___ SUPPLIED DATA ___
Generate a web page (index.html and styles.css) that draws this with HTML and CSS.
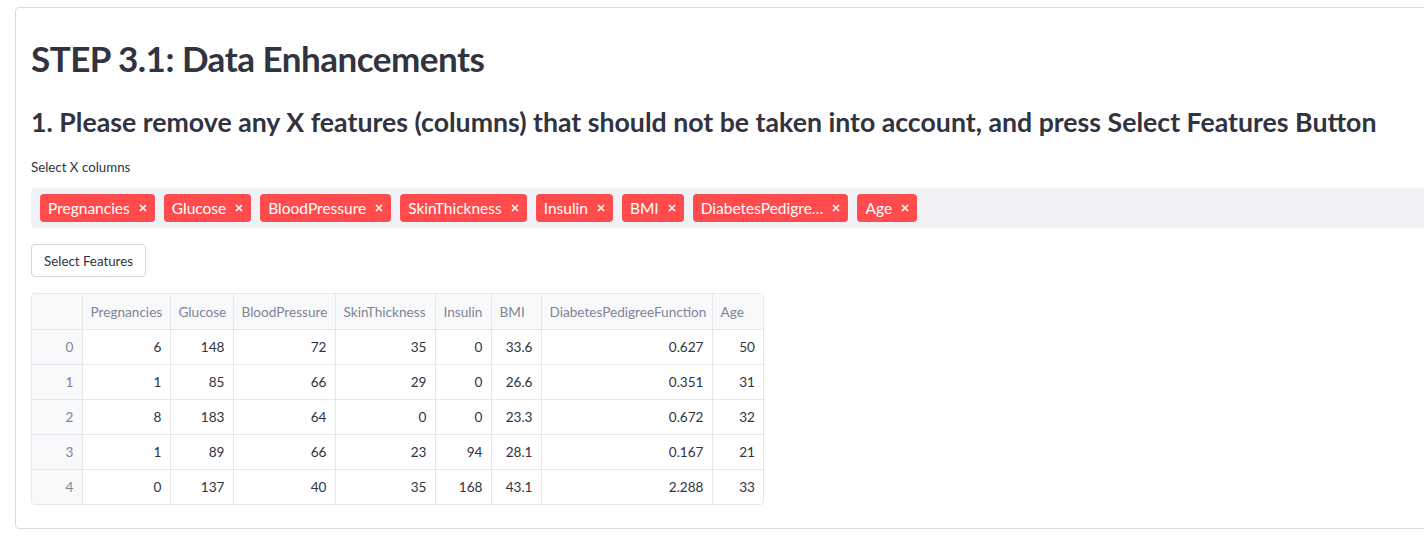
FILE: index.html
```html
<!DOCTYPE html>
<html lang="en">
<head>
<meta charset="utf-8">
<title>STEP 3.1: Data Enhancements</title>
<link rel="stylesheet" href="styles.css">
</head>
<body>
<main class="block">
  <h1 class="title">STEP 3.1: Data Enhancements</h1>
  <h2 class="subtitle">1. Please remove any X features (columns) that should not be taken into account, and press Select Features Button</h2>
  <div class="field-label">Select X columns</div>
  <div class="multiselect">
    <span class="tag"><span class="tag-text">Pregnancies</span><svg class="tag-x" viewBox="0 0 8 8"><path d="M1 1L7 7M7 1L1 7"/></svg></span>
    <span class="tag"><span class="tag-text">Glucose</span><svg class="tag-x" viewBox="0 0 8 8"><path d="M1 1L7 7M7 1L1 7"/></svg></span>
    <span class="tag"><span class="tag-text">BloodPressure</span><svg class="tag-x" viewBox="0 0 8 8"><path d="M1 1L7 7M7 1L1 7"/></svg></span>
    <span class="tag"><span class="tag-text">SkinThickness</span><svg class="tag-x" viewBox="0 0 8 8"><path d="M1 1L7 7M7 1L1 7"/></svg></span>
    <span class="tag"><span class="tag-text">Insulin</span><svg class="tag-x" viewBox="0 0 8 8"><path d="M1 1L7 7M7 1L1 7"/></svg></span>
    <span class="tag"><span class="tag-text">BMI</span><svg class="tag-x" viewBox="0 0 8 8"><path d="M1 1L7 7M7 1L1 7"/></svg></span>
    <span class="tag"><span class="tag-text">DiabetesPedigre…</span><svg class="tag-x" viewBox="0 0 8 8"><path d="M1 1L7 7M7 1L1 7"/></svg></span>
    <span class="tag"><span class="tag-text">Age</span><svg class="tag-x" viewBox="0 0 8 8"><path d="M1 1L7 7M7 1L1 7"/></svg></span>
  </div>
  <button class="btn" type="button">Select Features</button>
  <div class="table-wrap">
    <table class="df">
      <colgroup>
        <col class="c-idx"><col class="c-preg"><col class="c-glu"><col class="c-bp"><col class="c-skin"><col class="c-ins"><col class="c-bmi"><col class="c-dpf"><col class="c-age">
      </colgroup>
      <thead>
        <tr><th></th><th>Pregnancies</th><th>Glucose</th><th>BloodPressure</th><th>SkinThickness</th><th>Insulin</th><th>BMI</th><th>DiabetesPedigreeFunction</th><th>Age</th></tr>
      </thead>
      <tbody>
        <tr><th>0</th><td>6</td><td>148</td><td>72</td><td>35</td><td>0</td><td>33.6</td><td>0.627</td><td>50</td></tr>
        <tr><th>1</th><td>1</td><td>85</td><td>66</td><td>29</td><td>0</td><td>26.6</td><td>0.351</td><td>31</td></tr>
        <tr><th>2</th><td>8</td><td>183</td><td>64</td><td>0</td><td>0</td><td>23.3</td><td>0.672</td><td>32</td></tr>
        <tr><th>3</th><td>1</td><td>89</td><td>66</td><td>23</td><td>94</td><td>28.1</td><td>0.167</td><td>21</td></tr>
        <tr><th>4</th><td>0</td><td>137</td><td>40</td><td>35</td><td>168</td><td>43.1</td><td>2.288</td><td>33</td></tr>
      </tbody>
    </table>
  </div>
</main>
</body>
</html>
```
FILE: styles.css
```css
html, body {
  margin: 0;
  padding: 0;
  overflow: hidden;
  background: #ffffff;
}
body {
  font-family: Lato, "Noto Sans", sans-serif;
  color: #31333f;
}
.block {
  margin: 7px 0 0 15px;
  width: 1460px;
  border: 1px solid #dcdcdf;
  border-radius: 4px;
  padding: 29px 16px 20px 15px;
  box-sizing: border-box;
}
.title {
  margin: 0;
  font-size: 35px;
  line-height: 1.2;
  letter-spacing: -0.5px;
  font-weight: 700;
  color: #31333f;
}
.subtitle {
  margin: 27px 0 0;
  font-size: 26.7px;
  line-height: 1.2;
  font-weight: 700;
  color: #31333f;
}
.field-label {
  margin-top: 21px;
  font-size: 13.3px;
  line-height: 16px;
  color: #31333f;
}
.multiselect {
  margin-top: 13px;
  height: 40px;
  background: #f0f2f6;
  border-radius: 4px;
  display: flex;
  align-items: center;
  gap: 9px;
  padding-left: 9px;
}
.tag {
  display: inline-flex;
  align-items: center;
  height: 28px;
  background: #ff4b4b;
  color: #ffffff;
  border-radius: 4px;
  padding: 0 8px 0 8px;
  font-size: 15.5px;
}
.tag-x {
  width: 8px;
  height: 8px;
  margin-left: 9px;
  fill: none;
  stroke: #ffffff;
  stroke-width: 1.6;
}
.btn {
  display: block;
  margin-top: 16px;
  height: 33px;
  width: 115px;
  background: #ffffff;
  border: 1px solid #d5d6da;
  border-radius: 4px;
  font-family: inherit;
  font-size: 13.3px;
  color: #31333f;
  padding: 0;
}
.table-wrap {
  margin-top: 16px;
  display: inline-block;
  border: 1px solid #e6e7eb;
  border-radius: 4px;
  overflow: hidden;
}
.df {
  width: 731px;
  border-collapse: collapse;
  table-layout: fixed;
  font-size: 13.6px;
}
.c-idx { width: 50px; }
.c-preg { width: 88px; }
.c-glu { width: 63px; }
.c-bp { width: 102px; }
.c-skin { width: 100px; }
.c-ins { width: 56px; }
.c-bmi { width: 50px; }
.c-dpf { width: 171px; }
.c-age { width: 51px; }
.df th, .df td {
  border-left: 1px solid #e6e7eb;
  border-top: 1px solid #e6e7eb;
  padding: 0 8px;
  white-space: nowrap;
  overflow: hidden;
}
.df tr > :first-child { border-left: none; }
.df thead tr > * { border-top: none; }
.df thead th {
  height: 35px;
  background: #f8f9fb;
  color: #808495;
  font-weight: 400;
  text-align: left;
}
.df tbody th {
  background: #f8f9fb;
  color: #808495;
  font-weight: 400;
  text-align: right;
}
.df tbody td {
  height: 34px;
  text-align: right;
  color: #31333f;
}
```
___
__DO THIS__: Repeat the material above word for word, please, apart from its images.

__FINISHED EXERCISE__:
Generate a web page (index.html and styles.css) that draws this with HTML and CSS.
FILE: index.html
```html
<!DOCTYPE html>
<html lang="en">
<head>
<meta charset="utf-8">
<title>STEP 3.1: Data Enhancements</title>
<link rel="stylesheet" href="styles.css">
</head>
<body>
<main class="block">
  <h1 class="title">STEP 3.1: Data Enhancements</h1>
  <h2 class="subtitle">1. Please remove any X features (columns) that should not be taken into account, and press Select Features Button</h2>
  <div class="field-label">Select X columns</div>
  <div class="multiselect">
    <span class="tag"><span class="tag-text">Pregnancies</span><svg class="tag-x" viewBox="0 0 8 8"><path d="M1 1L7 7M7 1L1 7"/></svg></span>
    <span class="tag"><span class="tag-text">Glucose</span><svg class="tag-x" viewBox="0 0 8 8"><path d="M1 1L7 7M7 1L1 7"/></svg></span>
    <span class="tag"><span class="tag-text">BloodPressure</span><svg class="tag-x" viewBox="0 0 8 8"><path d="M1 1L7 7M7 1L1 7"/></svg></span>
    <span class="tag"><span class="tag-text">SkinThickness</span><svg class="tag-x" viewBox="0 0 8 8"><path d="M1 1L7 7M7 1L1 7"/></svg></span>
    <span class="tag"><span class="tag-text">Insulin</span><svg class="tag-x" viewBox="0 0 8 8"><path d="M1 1L7 7M7 1L1 7"/></svg></span>
    <span class="tag"><span class="tag-text">BMI</span><svg class="tag-x" viewBox="0 0 8 8"><path d="M1 1L7 7M7 1L1 7"/></svg></span>
    <span class="tag"><span class="tag-text">DiabetesPedigre…</span><svg class="tag-x" viewBox="0 0 8 8"><path d="M1 1L7 7M7 1L1 7"/></svg></span>
    <span class="tag"><span class="tag-text">Age</span><svg class="tag-x" viewBox="0 0 8 8"><path d="M1 1L7 7M7 1L1 7"/></svg></span>
  </div>
  <button class="btn" type="button">Select Features</button>
  <div class="table-wrap">
    <table class="df">
      <colgroup>
        <col class="c-idx"><col class="c-preg"><col class="c-glu"><col class="c-bp"><col class="c-skin"><col class="c-ins"><col class="c-bmi"><col class="c-dpf"><col class="c-age">
      </colgroup>
      <thead>
        <tr><th></th><th>Pregnancies</th><th>Glucose</th><th>BloodPressure</th><th>SkinThickness</th><th>Insulin</th><th>BMI</th><th>DiabetesPedigreeFunction</th><th>Age</th></tr>
      </thead>
      <tbody>
        <tr><th>0</th><td>6</td><td>148</td><td>72</td><td>35</td><td>0</td><td>33.6</td><td>0.627</td><td>50</td></tr>
        <tr><th>1</th><td>1</td><td>85</td><td>66</td><td>29</td><td>0</td><td>26.6</td><td>0.351</td><td>31</td></tr>
        <tr><th>2</th><td>8</td><td>183</td><td>64</td><td>0</td><td>0</td><td>23.3</td><td>0.672</td><td>32</td></tr>
        <tr><th>3</th><td>1</td><td>89</td><td>66</td><td>23</td><td>94</td><td>28.1</td><td>0.167</td><td>21</td></tr>
        <tr><th>4</th><td>0</td><td>137</td><td>40</td><td>35</td><td>168</td><td>43.1</td><td>2.288</td><td>33</td></tr>
      </tbody>
    </table>
  </div>
</main>
</body>
</html>
```
FILE: styles.css
```css
html, body {
  margin: 0;
  padding: 0;
  overflow: hidden;
  background: #ffffff;
}
body {
  font-family: Lato, "Noto Sans", sans-serif;
  color: #31333f;
}
.block {
  margin: 7px 0 0 15px;
  width: 1460px;
  border: 1px solid #dcdcdf;
  border-radius: 4px;
  padding: 29px 16px 20px 15px;
  box-sizing: border-box;
}
.title {
  margin: 0;
  font-size: 35px;
  line-height: 1.2;
  letter-spacing: -0.5px;
  font-weight: 700;
  color: #31333f;
}
.subtitle {
  margin: 27px 0 0;
  font-size: 26.7px;
  line-height: 1.2;
  font-weight: 700;
  color: #31333f;
}
.field-label {
  margin-top: 21px;
  font-size: 13.3px;
  line-height: 16px;
  color: #31333f;
}
.multiselect {
  margin-top: 13px;
  height: 40px;
  background: #f0f2f6;
  border-radius: 4px;
  display: flex;
  align-items: center;
  gap: 9px;
  padding-left: 9px;
}
.tag {
  display: inline-flex;
  align-items: center;
  height: 28px;
  background: #ff4b4b;
  color: #ffffff;
  border-radius: 4px;
  padding: 0 8px 0 8px;
  font-size: 15.5px;
}
.tag-x {
  width: 8px;
  height: 8px;
  margin-left: 9px;
  fill: none;
  stroke: #ffffff;
  stroke-width: 1.6;
}
.btn {
  display: block;
  margin-top: 16px;
  height: 33px;
  width: 115px;
  background: #ffffff;
  border: 1px solid #d5d6da;
  border-radius: 4px;
  font-family: inherit;
  font-size: 13.3px;
  color: #31333f;
  padding: 0;
}
.table-wrap {
  margin-top: 16px;
  display: inline-block;
  border: 1px solid #e6e7eb;
  border-radius: 4px;
  overflow: hidden;
}
.df {
  width: 731px;
  border-collapse: collapse;
  table-layout: fixed;
  font-size: 13.6px;
}
.c-idx { width: 50px; }
.c-preg { width: 88px; }
.c-glu { width: 63px; }
.c-bp { width: 102px; }
.c-skin { width: 100px; }
.c-ins { width: 56px; }
.c-bmi { width: 50px; }
.c-dpf { width: 171px; }
.c-age { width: 51px; }
.df th, .df td {
  border-left: 1px solid #e6e7eb;
  border-top: 1px solid #e6e7eb;
  padding: 0 8px;
  white-space: nowrap;
  overflow: hidden;
}
.df tr > :first-child { border-left: none; }
.df thead tr > * { border-top: none; }
.df thead th {
  height: 35px;
  background: #f8f9fb;
  color: #808495;
  font-weight: 400;
  text-align: left;
}
.df tbody th {
  background: #f8f9fb;
  color: #808495;
  font-weight: 400;
  text-align: right;
}
.df tbody td {
  height: 34px;
  text-align: right;
  color: #31333f;
}
```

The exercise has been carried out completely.